Monday, February 1, 2010

Fukuoka, Hayek, and the implications of "natural farming" for social work


To anyone who loves, appreciates, and values the natural world, Hayek's notion of a spontaneous order has a certain elegance, simplicity, and beauty to it, but it neglects the simple fact that such an order would undoubtedly replicate and extend current inequalities and injustices. I have been chewing this over, and found it wonderfully captured in this passage from Fukuoka's "One Straw Revolution":

"I settled myself on the mountain and everything went well up to the time that my father entrusted me with the richly-bearing trees in the orchard. He had already pruned the trees to 'the shape of sake cups' so that the fruit could easily be harvested. When I left them abandoned in this state, the result was that the branches became intertwined, insects attacked the trees and the entire orchard withered away in no time.

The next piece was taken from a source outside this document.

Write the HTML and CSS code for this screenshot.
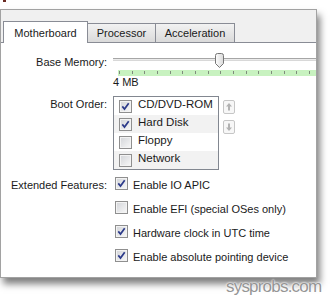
FILE: index.html
```html
<!DOCTYPE html>
<html lang="en">
<head>
    <meta charset="UTF-8">
    <title>System settings</title>
    <link rel="stylesheet" href="styles.css">
</head>
<body>
    <div class="page">
        <div class="top-strip"><span class="cut-glyph"></span></div>

        <div class="frame">
            <div class="tabbar">
                <div class="tab active">Motherboard</div>
                <div class="tab tab-processor">Processor</div>
                <div class="tab tab-accel">Acceleration</div>
            </div>

            <div class="panel">
                <div class="form">
                    <div class="label label-mem">Base Memory:</div>
                    <div class="slider">
                        <div class="track"></div>
                        <svg class="thumb" width="9" height="15" viewBox="0 0 9 15">
                            <defs>
                                <linearGradient id="thumb-fill" x1="0" y1="0" x2="1" y2="0">
                                    <stop offset="0" stop-color="#fdfdfd"/>
                                    <stop offset="1" stop-color="#d9d9d9"/>
                                </linearGradient>
                            </defs>
                            <path d="M0.5 2.5 Q0.5 0.5 2.5 0.5 H6.5 Q8.5 0.5 8.5 2.5 V10.5 L4.5 14.5 L0.5 10.5 Z" fill="url(#thumb-fill)" stroke="#767676"/>
                        </svg>
                    </div>

                    <div class="scale col2">
                        <svg width="198" height="6" viewBox="0 0 198 6">
                            <g fill="#7f8b7d">
                                <rect x="1" y="1" width="1" height="3"/>
                                <rect x="14" y="1" width="1" height="3"/>
                                <rect x="26" y="1" width="1" height="3"/>
                                <rect x="39" y="1" width="1" height="3"/>
                                <rect x="52" y="1" width="1" height="3"/>
                                <rect x="64" y="1" width="1" height="3"/>
                                <rect x="77" y="1" width="1" height="3"/>
                                <rect x="90" y="1" width="1" height="3"/>
                                <rect x="102" y="1" width="1" height="3"/>
                                <rect x="115" y="1" width="1" height="3"/>
                                <rect x="128" y="1" width="1" height="3"/>
                                <rect x="140" y="1" width="1" height="3"/>
                                <rect x="153" y="1" width="1" height="3"/>
                                <rect x="166" y="1" width="1" height="3"/>
                                <rect x="178" y="1" width="1" height="3"/>
                                <rect x="191" y="1" width="1" height="3"/>
                            </g>
                        </svg>
                    </div>
                    <div class="scale-min col2">4 MB</div>

                    <div class="label label-boot">Boot Order:</div>
                    <div class="boot">
                        <ul class="boot-list">
                            <li>
                                <span class="check"><svg viewBox="0 0 11 11"><path d="M2.3 5.4 L4.5 8 L8.7 2.2"/></svg></span>
                                <span class="boot-name">CD/DVD-ROM</span>
                            </li>
                            <li>
                                <span class="check"><svg viewBox="0 0 11 11"><path d="M2.3 5.4 L4.5 8 L8.7 2.2"/></svg></span>
                                <span class="boot-name">Hard Disk</span>
                            </li>
                            <li>
                                <span class="check"></span>
                                <span class="boot-name">Floppy</span>
                            </li>
                            <li>
                                <span class="check"></span>
                                <span class="boot-name">Network</span>
                            </li>
                        </ul>
                        <div class="order-buttons">
                            <svg class="order-btn" width="12" height="14" viewBox="0 0 12 14">
                                <rect x="0.5" y="0.5" width="11" height="13" rx="1.5" fill="#f7f7f7" stroke="#c6c6c6"/>
                                <path d="M6 3 L9 6.5 H7 V10.5 H5 V6.5 H3 Z" fill="#b2b2b2"/>
                            </svg>
                            <svg class="order-btn" width="12" height="14" viewBox="0 0 12 14">
                                <rect x="0.5" y="0.5" width="11" height="13" rx="1.5" fill="#f7f7f7" stroke="#c6c6c6"/>
                                <path d="M6 11 L9 7.5 H7 V3.5 H5 V7.5 H3 Z" fill="#b2b2b2"/>
                            </svg>
                        </div>
                    </div>

                    <div class="label label-ext">Extended Features:</div>
                    <div class="features">
                        <div class="feature">
                            <span class="check"><svg viewBox="0 0 11 11"><path d="M2.3 5.4 L4.5 8 L8.7 2.2"/></svg></span>
                            <span class="feature-text">Enable IO APIC</span>
                        </div>
                        <div class="feature">
                            <span class="check"></span>
                            <span class="feature-text">Enable EFI (special OSes only)</span>
                        </div>
                        <div class="feature">
                            <span class="check"><svg viewBox="0 0 11 11"><path d="M2.3 5.4 L4.5 8 L8.7 2.2"/></svg></span>
                            <span class="feature-text">Hardware clock in UTC time</span>
                        </div>
                        <div class="feature">
                            <span class="check"><svg viewBox="0 0 11 11"><path d="M2.3 5.4 L4.5 8 L8.7 2.2"/></svg></span>
                            <span class="feature-text">Enable absolute pointing device</span>
                        </div>
                    </div>
                </div>
            </div>
        </div>

        <div class="watermark">sysprobs.com</div>
    </div>
</body>
</html>
```

FILE: styles.css
```css
body {
    margin: 0;
    background-color: #fff;
    font-family: "Liberation Sans", Arial, sans-serif;
    font-size: 11px;
    color: #1a1a1a;
}
.page {
    position: relative;
    width: 332px;
    height: 297px;
    overflow: hidden;
}
.top-strip {
    height: 9px;
}
.cut-glyph {
    display: block;
    width: 3px;
    height: 2px;
    margin-left: 3px;
    background-color: #6a2a22;
}

/* dialog frame */
.frame {
    box-sizing: border-box;
    width: 317px;
    height: 269px;
    border: 1px solid #a2a2a2;
    background-color: #f0f0f0;
    box-shadow: 3px 6px 7px rgba(0,0,0,0.5);
}
.tabbar {
    display: flex;
    align-items: flex-end;
    height: 32px;
    padding-left: 2px;
}
.tab {
    box-sizing: border-box;
    height: 19px;
    border: 1px solid #898c95;
    border-bottom: none;
    background: linear-gradient(#f2f2f2, #e6e6e6 50%, #dadada);
    text-align: center;
    line-height: 18px;
}
.tab.active {
    position: relative;
    z-index: 1;
    width: 85px;
    height: 22px;
    margin-bottom: -1px;
    padding-top: 1px;
    line-height: 20px;
    background: #fff;
}
.tab-processor {
    width: 69px;
    margin-left: -1px;
}
.tab-accel {
    width: 80px;
    margin-left: -1px;
}
.panel {
    box-sizing: border-box;
    height: 235px;
    padding-top: 10px;
    border-top: 1px solid #898c95;
    background-color: #fff;
}

/* form layout */
.form {
    display: grid;
    grid-template-columns: 106px 1fr;
    column-gap: 6px;
    align-items: start;
}
.col2 {
    grid-column: 2;
}
.label {
    grid-column: 1;
    text-align: right;
    line-height: 13px;
    white-space: nowrap;
}
.label-mem {
    margin-top: 3px;
}
.label-boot {
    margin-top: 10px;
}
.label-ext {
    margin-top: 9px;
}

/* memory slider */
.slider {
    position: relative;
    height: 16px;
}
.track {
    height: 1px;
    margin-top: 5px;
    border-top: 1px solid #a6a6a6;
    border-bottom: 1px solid #d8d8d8;
    background-color: #ececec;
}
.thumb {
    position: absolute;
    left: 102px;
    top: 0;
}
.scale {
    height: 6px;
    margin-top: 1px;
    margin-left: 5px;
    background-color: #c8f2c0;
}
.scale svg {
    display: block;
}
.scale-min {
    line-height: 12px;
}

/* boot order */
.boot {
    display: flex;
    margin-top: 8px;
}
.boot-list {
    width: 104px;
    margin: 0;
    padding: 0;
    list-style: none;
    border: 1px solid #828790;
}
.boot-list li {
    display: flex;
    height: 18px;
    padding-left: 5px;
}
.boot-list li:nth-child(even) {
    background-color: #f2f2f2;
}
.boot-list .check {
    margin-top: 3px;
}
.boot-name {
    margin-left: 6px;
    font-size: 11.5px;
    line-height: 14px;
}
.order-buttons {
    display: flex;
    flex-direction: column;
    gap: 6px;
    margin: 4px 0 0 4px;
}
.order-btn {
    display: block;
}

/* checkboxes */
.check {
    flex: none;
    box-sizing: border-box;
    width: 13px;
    height: 13px;
    border: 1px solid #8f8f8f;
    background: linear-gradient(135deg, #d2d4d8, #f8f8f8);
    box-shadow: inset 0 0 0 1px #f3f3f3;
}
.check svg {
    display: block;
    width: 11px;
    height: 11px;
}
.check path {
    fill: none;
    stroke: #2c3a8a;
    stroke-width: 1.7;
}

/* extended features */
.features {
    margin-top: 2px;
}
.feature {
    display: flex;
    height: 24px;
}
.feature .check {
    margin: 5px 0 0 2px;
}
.feature-text {
    margin: 7px 0 0 5px;
    line-height: 13px;
}

.watermark {
    position: absolute;
    left: 226px;
    top: 278px;
    font-size: 17px;
    line-height: 17px;
    letter-spacing: -0.8px;
    color: #959595;
    text-shadow: 0 0 2px #fff, 0 0 2px #fff;
}
```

My conviction was that crops grow themselves and should not have to be grown. I had acted in the belief that everything should be left to take its natural course, but I found that if you apply this way of thinking all at once, before long things do not go so well. This is abandonment, not 'natural farming.'"

Similarly, to abandon people to the natural order of the free market is to allow the grotesque heirarchies and structures of privilege and oppression that humans have already created to flourish, to reach their "natural" conclusion - e.g., the primacy of certain groups of people over others.